> _PROVIDED DATA_
━━━━━━━━━━━━━━━━━━━━

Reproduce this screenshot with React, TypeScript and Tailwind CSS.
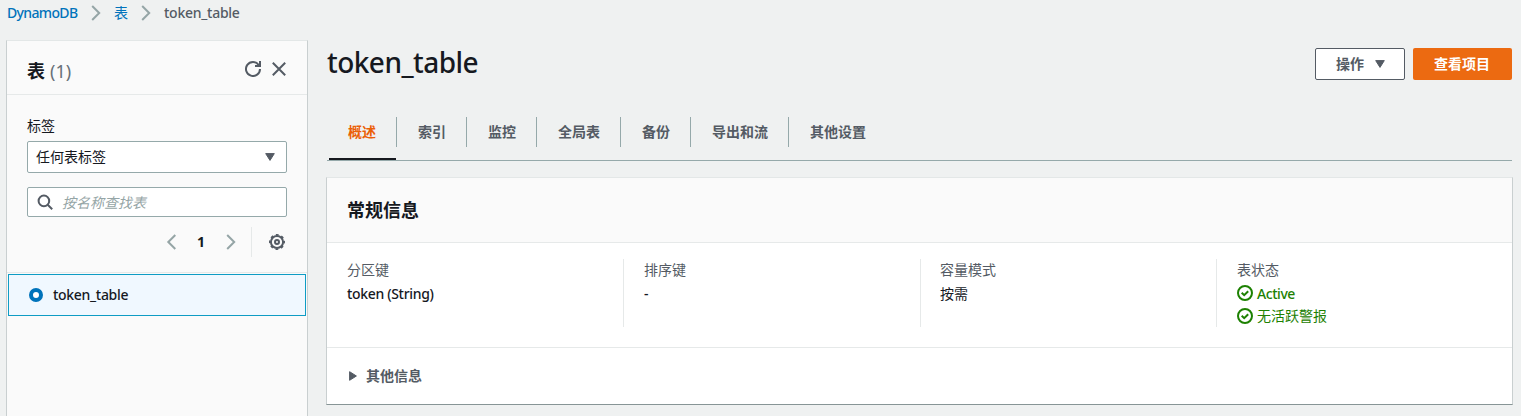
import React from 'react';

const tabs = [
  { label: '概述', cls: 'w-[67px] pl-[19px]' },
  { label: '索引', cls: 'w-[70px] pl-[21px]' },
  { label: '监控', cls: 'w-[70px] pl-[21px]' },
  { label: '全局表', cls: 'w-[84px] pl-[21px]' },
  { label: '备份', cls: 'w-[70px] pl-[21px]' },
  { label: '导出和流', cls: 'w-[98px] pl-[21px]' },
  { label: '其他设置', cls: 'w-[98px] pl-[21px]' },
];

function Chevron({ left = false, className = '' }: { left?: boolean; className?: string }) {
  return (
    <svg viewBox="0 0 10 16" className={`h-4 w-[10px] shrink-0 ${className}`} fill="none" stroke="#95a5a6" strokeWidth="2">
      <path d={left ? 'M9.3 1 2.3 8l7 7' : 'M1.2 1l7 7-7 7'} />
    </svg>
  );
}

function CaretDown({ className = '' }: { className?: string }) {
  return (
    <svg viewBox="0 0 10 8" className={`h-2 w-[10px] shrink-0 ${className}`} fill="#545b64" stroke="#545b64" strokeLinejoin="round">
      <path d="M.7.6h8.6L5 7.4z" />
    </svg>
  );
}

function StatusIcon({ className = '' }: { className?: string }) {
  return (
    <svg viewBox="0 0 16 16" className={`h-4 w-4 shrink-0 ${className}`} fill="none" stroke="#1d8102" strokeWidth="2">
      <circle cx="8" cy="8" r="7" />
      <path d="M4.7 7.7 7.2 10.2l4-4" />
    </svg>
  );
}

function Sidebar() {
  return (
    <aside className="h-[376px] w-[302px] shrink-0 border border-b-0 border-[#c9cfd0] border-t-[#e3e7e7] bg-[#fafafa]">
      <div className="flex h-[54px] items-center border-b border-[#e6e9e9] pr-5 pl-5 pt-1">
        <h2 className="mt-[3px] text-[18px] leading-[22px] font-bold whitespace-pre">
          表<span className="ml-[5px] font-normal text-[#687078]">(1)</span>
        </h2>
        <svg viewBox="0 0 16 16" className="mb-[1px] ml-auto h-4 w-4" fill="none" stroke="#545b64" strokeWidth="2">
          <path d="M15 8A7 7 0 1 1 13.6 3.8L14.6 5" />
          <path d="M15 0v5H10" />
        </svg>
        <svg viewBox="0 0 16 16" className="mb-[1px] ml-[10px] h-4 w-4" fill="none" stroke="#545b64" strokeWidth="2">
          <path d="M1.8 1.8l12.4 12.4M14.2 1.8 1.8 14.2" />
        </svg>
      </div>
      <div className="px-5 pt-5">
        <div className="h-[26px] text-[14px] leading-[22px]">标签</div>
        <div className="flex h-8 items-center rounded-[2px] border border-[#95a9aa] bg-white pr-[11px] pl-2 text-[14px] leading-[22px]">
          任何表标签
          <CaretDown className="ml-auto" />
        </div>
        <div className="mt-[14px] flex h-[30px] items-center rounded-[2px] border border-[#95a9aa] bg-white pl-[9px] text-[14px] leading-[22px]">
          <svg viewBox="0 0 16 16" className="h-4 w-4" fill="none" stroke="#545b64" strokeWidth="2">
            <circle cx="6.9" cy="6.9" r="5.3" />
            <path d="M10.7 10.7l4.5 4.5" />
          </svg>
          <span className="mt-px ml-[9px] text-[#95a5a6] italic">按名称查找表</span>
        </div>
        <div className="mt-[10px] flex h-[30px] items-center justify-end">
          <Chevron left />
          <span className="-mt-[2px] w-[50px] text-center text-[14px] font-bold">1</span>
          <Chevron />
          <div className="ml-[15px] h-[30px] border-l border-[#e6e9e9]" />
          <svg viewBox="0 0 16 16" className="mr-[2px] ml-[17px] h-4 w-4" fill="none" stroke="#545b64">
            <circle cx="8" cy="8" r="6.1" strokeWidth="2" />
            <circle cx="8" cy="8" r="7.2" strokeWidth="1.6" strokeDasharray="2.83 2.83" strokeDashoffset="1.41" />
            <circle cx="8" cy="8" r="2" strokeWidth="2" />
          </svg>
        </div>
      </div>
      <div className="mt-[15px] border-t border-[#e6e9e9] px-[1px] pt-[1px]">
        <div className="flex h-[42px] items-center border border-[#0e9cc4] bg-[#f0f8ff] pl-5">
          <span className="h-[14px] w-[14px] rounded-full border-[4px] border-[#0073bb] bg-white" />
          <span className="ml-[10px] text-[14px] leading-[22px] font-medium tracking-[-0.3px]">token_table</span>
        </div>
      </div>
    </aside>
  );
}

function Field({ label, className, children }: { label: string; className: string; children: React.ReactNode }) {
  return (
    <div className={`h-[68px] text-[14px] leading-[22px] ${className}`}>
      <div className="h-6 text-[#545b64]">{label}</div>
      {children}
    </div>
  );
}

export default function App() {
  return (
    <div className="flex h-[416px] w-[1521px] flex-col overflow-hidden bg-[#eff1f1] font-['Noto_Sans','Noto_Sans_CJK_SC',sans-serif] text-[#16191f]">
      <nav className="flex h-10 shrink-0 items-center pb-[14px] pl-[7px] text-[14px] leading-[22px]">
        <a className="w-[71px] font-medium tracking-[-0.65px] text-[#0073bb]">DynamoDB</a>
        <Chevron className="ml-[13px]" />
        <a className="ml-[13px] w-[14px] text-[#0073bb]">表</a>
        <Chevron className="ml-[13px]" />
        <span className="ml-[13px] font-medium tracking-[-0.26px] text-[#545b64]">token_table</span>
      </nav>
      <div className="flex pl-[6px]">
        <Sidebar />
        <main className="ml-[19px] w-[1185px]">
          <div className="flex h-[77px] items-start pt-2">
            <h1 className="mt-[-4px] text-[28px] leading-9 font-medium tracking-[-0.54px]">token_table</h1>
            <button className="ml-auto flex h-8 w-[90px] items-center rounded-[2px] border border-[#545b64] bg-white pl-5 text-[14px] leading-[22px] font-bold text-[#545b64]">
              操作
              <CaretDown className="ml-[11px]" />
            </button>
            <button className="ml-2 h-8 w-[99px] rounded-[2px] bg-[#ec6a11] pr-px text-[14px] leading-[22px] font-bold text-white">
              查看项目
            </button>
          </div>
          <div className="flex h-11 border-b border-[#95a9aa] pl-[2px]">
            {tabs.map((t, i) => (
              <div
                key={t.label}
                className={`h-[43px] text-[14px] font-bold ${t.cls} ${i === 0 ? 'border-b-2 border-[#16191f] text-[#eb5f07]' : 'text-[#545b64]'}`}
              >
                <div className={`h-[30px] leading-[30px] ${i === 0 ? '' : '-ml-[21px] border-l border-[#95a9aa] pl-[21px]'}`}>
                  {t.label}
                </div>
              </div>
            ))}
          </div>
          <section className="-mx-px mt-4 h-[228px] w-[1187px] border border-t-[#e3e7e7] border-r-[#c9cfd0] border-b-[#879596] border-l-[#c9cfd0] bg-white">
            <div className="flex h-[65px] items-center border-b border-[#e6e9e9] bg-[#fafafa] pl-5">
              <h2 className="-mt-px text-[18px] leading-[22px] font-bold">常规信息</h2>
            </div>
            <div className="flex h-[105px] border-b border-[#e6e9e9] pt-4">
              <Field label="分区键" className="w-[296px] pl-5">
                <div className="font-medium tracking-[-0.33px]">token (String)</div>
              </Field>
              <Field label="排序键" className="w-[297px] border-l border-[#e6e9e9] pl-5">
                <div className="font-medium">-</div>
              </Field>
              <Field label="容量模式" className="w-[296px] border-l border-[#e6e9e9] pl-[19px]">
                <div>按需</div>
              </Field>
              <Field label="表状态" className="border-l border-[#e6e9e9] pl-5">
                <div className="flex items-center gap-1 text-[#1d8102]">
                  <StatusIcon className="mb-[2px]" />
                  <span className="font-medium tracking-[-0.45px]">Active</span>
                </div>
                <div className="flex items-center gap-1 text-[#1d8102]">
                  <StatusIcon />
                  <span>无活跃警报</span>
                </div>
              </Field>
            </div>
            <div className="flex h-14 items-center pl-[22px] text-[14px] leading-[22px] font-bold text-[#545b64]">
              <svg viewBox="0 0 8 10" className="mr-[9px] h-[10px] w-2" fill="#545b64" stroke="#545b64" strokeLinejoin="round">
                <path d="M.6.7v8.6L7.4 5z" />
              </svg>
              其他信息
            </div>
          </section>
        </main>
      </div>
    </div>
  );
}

━━━━━━━━━━━━━━━━━━━━

> _WHAT IS NEEDED_
Extract all lines containing the word "React".

> _RESPONSE_
Reproduce this screenshot with React, TypeScript and Tailwind CSS.
import React from 'react';
function Field({ label, className, children }: { label: string; className: string; children: React.ReactNode }) {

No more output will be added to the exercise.